╭──

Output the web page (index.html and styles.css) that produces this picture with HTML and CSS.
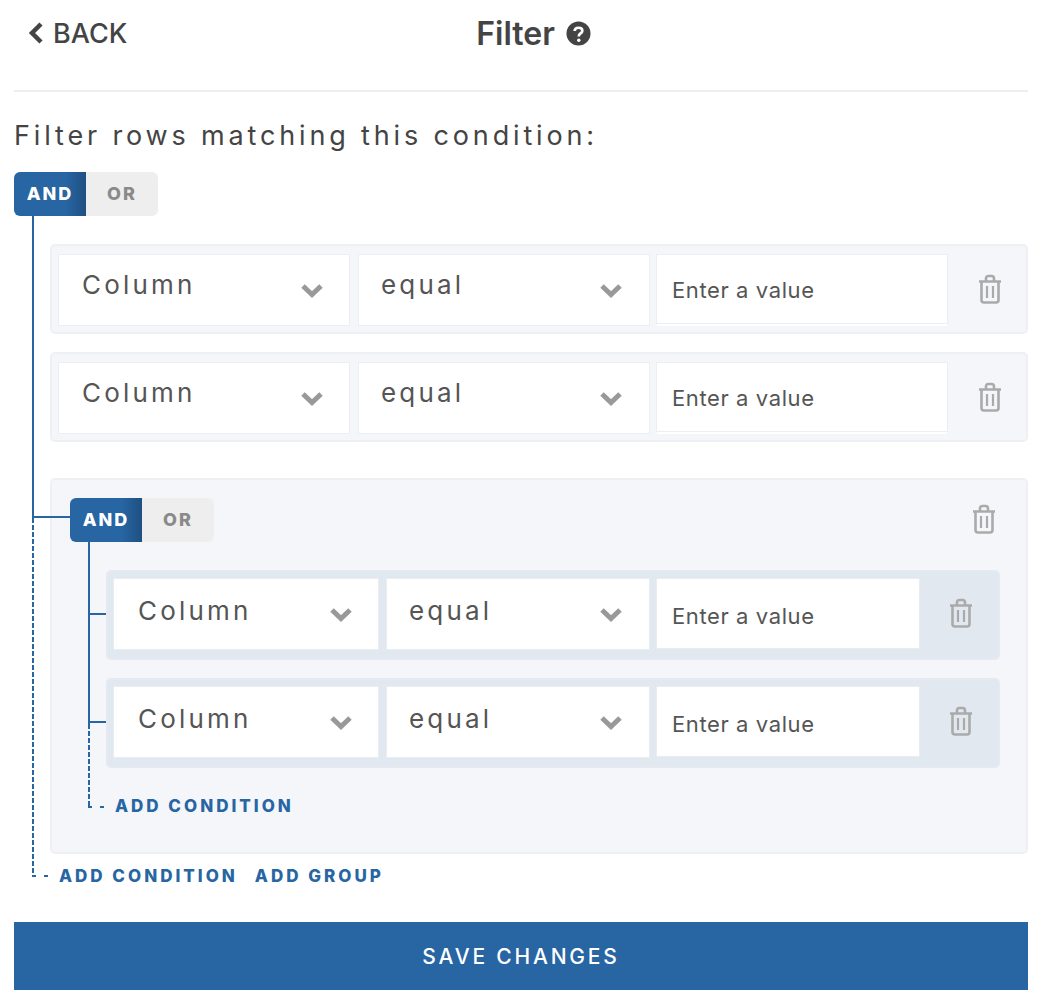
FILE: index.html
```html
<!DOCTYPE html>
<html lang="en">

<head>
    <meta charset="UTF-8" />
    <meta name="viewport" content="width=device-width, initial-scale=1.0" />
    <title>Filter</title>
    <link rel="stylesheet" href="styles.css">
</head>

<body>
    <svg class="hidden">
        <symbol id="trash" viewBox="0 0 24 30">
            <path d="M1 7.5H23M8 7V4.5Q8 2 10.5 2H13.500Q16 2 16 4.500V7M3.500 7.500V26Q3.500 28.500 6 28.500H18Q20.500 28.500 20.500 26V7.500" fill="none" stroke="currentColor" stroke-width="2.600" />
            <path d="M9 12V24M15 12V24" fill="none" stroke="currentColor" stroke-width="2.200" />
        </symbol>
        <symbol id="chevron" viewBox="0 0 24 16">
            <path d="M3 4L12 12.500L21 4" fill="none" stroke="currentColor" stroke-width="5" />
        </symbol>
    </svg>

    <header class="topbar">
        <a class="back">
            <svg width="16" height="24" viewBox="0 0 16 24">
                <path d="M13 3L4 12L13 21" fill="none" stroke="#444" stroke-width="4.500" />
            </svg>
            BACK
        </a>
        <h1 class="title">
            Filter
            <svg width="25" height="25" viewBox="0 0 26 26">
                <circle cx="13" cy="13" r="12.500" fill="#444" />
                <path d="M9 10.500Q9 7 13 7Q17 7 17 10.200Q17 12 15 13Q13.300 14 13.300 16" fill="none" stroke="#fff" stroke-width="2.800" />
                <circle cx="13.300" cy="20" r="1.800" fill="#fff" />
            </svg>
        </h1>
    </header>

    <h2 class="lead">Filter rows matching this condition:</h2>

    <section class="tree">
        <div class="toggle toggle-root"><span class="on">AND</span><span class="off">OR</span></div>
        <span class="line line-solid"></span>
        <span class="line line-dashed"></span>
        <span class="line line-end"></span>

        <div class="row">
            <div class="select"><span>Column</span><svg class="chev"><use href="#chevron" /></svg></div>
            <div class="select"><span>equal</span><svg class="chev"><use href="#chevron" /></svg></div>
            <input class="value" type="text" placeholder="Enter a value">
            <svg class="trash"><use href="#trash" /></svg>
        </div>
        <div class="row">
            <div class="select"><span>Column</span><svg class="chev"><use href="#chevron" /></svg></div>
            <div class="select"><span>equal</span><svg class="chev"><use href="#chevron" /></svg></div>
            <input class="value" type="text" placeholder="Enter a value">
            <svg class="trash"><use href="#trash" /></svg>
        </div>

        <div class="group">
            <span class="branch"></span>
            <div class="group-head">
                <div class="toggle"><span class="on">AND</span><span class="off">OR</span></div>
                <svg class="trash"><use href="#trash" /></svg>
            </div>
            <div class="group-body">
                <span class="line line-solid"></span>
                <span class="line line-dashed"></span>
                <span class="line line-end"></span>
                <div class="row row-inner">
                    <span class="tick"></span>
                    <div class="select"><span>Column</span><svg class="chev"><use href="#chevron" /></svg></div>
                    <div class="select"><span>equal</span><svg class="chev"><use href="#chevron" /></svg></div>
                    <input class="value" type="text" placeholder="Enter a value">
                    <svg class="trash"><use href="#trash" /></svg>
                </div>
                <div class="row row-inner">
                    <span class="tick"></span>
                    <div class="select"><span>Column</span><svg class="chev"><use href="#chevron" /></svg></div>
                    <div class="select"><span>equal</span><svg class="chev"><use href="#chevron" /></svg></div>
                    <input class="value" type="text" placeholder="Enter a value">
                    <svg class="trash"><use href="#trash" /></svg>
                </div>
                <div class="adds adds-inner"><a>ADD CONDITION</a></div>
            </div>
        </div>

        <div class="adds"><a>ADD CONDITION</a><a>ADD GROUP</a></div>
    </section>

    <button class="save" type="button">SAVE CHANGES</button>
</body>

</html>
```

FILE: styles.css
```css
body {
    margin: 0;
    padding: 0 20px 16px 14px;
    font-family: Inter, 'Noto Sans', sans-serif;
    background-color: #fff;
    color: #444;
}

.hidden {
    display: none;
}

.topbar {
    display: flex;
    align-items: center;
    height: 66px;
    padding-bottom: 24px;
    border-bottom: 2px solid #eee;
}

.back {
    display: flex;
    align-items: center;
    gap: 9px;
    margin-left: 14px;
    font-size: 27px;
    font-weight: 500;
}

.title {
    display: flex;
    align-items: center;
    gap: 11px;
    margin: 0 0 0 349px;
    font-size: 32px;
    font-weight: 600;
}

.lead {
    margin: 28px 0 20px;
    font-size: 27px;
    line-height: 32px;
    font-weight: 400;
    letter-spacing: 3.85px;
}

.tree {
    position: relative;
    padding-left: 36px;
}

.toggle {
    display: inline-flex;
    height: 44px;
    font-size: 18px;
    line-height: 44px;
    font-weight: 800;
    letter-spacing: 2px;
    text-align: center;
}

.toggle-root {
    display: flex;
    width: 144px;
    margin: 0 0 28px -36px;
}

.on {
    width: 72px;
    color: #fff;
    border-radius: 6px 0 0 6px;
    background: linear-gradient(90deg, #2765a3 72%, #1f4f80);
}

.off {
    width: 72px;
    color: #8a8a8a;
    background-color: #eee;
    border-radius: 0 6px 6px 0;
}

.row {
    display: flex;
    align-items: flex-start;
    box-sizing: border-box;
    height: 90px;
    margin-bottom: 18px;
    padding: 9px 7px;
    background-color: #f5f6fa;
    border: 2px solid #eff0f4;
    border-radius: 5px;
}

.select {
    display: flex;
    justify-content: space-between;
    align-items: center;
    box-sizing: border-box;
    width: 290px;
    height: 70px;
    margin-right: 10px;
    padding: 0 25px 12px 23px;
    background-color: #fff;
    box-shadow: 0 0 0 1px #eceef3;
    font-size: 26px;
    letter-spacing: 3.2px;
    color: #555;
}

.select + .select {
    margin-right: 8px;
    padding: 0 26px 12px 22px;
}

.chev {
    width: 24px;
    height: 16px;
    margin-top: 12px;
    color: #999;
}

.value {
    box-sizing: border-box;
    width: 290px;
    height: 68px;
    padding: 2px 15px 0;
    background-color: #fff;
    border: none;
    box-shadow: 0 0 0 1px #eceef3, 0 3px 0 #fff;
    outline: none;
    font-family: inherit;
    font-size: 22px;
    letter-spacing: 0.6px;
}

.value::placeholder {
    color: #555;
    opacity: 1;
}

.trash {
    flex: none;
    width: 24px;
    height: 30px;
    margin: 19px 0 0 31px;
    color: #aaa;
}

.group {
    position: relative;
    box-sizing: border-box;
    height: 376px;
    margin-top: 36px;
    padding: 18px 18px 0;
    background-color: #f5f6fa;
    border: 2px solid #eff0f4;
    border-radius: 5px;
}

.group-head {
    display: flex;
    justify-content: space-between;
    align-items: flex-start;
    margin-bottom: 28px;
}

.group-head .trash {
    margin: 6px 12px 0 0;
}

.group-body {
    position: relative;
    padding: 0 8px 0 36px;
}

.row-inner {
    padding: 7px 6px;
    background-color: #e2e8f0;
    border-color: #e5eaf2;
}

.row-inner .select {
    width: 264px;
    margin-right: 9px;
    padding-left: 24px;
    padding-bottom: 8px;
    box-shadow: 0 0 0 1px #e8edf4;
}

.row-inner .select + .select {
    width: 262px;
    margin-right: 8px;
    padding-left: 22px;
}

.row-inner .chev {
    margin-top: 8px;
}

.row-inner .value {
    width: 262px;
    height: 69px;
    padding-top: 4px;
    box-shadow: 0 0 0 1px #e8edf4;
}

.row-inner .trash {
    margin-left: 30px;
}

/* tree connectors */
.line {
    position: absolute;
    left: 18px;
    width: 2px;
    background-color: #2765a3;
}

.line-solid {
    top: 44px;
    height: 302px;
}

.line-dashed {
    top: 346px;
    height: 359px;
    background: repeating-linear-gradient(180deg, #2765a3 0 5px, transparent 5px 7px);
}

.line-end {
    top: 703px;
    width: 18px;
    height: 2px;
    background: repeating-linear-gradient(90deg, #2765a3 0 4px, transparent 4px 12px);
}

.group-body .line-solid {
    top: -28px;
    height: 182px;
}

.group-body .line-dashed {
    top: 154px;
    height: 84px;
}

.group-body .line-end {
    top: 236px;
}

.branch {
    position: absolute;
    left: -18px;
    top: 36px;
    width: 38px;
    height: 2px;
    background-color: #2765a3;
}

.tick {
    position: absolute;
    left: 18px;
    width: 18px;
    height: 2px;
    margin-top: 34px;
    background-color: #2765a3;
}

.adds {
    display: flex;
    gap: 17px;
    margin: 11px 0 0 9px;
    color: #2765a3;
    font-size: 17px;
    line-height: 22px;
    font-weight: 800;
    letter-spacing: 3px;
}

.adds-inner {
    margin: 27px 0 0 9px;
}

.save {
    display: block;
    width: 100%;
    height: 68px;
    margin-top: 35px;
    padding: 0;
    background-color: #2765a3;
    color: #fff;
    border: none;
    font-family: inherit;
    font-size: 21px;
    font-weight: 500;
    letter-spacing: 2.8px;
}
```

╰──

**PROBLEM STATEMENT**
Go through the listing above and pull out each line containing the word "index".

**CORRECT RESPONSE**
Output the web page (index.html and styles.css) that produces this picture with HTML and CSS.
FILE: index.html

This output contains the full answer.